------ Supplied data

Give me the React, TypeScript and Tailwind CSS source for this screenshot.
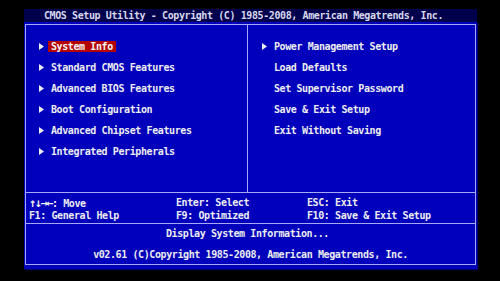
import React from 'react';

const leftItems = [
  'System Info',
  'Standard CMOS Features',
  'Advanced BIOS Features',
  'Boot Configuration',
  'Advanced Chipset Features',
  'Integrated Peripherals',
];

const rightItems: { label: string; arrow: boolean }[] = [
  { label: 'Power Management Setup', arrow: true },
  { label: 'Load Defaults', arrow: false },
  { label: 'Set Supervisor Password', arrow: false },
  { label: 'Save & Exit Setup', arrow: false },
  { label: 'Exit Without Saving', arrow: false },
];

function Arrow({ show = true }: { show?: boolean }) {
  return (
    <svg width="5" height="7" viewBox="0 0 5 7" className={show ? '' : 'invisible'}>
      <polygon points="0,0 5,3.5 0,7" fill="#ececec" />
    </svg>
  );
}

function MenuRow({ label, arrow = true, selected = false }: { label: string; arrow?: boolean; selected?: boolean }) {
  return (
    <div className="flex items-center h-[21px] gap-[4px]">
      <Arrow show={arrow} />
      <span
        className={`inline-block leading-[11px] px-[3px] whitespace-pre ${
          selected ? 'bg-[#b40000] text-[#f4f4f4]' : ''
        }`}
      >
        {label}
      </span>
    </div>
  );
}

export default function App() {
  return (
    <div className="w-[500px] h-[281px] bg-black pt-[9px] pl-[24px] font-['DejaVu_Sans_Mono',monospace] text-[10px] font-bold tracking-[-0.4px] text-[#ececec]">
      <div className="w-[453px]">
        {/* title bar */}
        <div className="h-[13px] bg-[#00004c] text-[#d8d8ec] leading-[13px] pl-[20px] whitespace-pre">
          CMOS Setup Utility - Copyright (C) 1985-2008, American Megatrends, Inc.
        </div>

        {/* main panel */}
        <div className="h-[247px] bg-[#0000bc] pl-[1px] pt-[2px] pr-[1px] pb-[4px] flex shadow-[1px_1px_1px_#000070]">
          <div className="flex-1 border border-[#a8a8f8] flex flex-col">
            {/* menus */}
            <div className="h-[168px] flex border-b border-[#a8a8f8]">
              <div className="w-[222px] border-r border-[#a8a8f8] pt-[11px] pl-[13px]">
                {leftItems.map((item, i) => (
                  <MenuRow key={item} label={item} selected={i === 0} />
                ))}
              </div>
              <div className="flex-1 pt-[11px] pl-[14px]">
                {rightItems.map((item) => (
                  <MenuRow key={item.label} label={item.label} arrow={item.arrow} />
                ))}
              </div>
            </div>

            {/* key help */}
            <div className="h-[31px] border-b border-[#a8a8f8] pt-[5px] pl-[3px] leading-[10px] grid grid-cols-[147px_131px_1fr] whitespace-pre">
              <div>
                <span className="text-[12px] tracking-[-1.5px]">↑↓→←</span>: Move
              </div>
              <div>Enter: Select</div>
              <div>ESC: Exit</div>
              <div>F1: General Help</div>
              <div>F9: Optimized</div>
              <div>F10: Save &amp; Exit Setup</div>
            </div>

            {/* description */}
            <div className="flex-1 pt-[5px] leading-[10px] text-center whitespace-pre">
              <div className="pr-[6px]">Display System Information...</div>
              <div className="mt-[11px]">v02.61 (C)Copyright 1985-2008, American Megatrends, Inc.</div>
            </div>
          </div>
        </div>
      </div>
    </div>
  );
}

------------
------ Supplied data

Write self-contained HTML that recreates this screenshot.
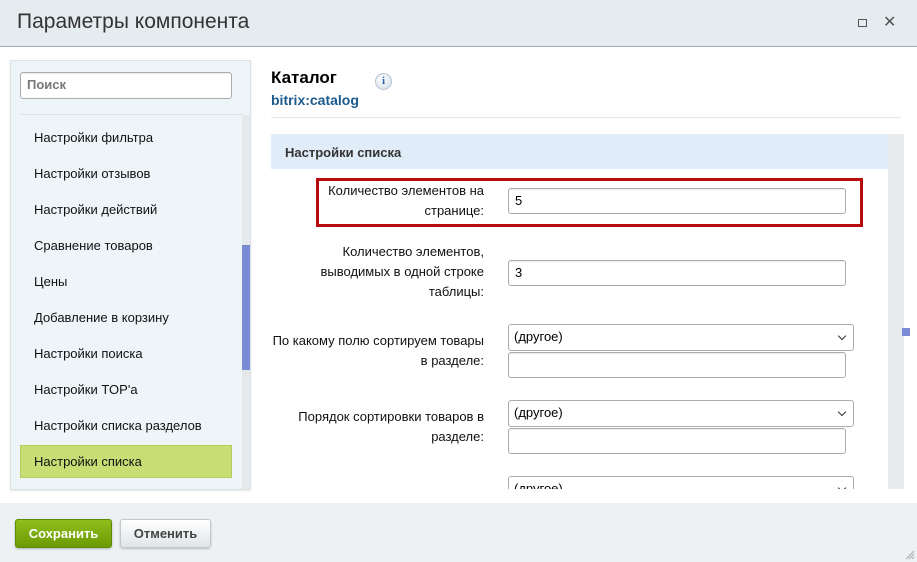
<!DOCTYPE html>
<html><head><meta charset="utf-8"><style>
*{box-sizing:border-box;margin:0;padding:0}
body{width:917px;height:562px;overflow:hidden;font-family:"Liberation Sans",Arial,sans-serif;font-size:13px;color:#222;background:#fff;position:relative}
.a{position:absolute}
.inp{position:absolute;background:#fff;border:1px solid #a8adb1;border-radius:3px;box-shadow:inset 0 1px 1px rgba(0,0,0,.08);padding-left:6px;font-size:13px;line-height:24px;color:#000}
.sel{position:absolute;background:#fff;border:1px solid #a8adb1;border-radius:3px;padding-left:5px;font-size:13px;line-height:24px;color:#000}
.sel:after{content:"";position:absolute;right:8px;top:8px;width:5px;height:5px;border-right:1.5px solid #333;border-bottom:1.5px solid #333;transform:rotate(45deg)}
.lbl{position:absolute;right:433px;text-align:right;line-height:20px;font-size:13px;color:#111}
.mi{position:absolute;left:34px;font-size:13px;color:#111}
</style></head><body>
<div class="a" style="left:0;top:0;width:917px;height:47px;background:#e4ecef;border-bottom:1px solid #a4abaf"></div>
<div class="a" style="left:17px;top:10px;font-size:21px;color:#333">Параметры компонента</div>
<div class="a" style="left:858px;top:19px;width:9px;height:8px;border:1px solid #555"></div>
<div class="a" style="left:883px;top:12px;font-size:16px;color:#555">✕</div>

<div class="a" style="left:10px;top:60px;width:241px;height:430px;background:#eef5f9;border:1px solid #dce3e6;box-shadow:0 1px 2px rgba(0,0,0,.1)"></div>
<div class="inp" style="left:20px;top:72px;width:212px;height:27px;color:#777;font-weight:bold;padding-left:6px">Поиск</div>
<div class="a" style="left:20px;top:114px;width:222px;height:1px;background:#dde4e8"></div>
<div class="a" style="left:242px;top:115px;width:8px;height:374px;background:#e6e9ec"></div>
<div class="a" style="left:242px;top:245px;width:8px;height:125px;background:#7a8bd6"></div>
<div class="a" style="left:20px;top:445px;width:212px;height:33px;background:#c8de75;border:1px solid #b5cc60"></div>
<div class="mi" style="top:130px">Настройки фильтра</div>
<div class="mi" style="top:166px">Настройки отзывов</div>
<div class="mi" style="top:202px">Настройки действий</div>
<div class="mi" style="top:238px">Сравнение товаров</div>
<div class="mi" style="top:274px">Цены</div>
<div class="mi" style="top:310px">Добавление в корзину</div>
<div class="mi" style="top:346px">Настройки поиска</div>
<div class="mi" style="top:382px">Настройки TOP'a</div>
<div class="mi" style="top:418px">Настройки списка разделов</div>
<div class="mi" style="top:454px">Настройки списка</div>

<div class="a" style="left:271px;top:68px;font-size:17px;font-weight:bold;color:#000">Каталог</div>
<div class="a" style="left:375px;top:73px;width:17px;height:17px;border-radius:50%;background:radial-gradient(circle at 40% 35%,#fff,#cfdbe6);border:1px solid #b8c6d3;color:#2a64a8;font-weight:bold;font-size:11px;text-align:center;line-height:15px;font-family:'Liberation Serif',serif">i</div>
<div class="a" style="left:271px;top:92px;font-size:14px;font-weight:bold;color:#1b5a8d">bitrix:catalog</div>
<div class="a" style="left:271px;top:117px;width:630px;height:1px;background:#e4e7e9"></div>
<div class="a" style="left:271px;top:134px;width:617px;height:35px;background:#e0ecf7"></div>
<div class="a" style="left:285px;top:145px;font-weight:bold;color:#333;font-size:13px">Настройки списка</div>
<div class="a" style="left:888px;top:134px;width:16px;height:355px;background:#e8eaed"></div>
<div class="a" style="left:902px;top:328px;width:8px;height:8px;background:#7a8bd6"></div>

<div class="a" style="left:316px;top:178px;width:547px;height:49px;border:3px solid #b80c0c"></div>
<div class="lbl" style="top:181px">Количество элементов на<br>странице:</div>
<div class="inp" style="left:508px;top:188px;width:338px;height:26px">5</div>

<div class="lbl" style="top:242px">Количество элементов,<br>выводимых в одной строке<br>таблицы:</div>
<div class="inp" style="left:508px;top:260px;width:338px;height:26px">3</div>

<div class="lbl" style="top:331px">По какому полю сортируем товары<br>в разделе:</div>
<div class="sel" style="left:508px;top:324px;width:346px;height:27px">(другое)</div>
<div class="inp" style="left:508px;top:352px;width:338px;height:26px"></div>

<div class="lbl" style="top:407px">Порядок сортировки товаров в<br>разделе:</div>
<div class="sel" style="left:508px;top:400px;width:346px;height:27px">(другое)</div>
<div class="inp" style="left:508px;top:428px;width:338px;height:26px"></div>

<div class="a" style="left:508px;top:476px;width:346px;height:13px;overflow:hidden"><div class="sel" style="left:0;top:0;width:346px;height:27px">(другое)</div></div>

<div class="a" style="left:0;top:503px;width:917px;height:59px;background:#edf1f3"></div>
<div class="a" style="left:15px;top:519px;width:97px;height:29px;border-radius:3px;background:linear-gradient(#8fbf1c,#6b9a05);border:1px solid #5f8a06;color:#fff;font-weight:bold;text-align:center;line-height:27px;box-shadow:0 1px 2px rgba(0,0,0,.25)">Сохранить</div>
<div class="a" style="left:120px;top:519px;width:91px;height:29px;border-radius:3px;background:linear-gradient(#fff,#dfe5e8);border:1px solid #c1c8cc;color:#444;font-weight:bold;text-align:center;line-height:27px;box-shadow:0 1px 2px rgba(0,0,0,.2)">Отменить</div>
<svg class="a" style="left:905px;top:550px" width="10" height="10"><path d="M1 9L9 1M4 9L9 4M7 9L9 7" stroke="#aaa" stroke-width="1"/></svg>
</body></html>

------------
------ Supplied data

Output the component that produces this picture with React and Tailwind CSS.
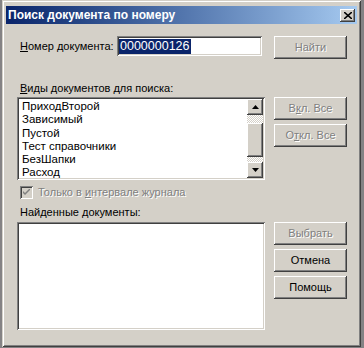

------------

All lines that include "React" are to be gathered and copied.

Give me the React, TypeScript and Tailwind CSS source for this screenshot.
import React from 'react';
Output the component that produces this picture with React and Tailwind CSS.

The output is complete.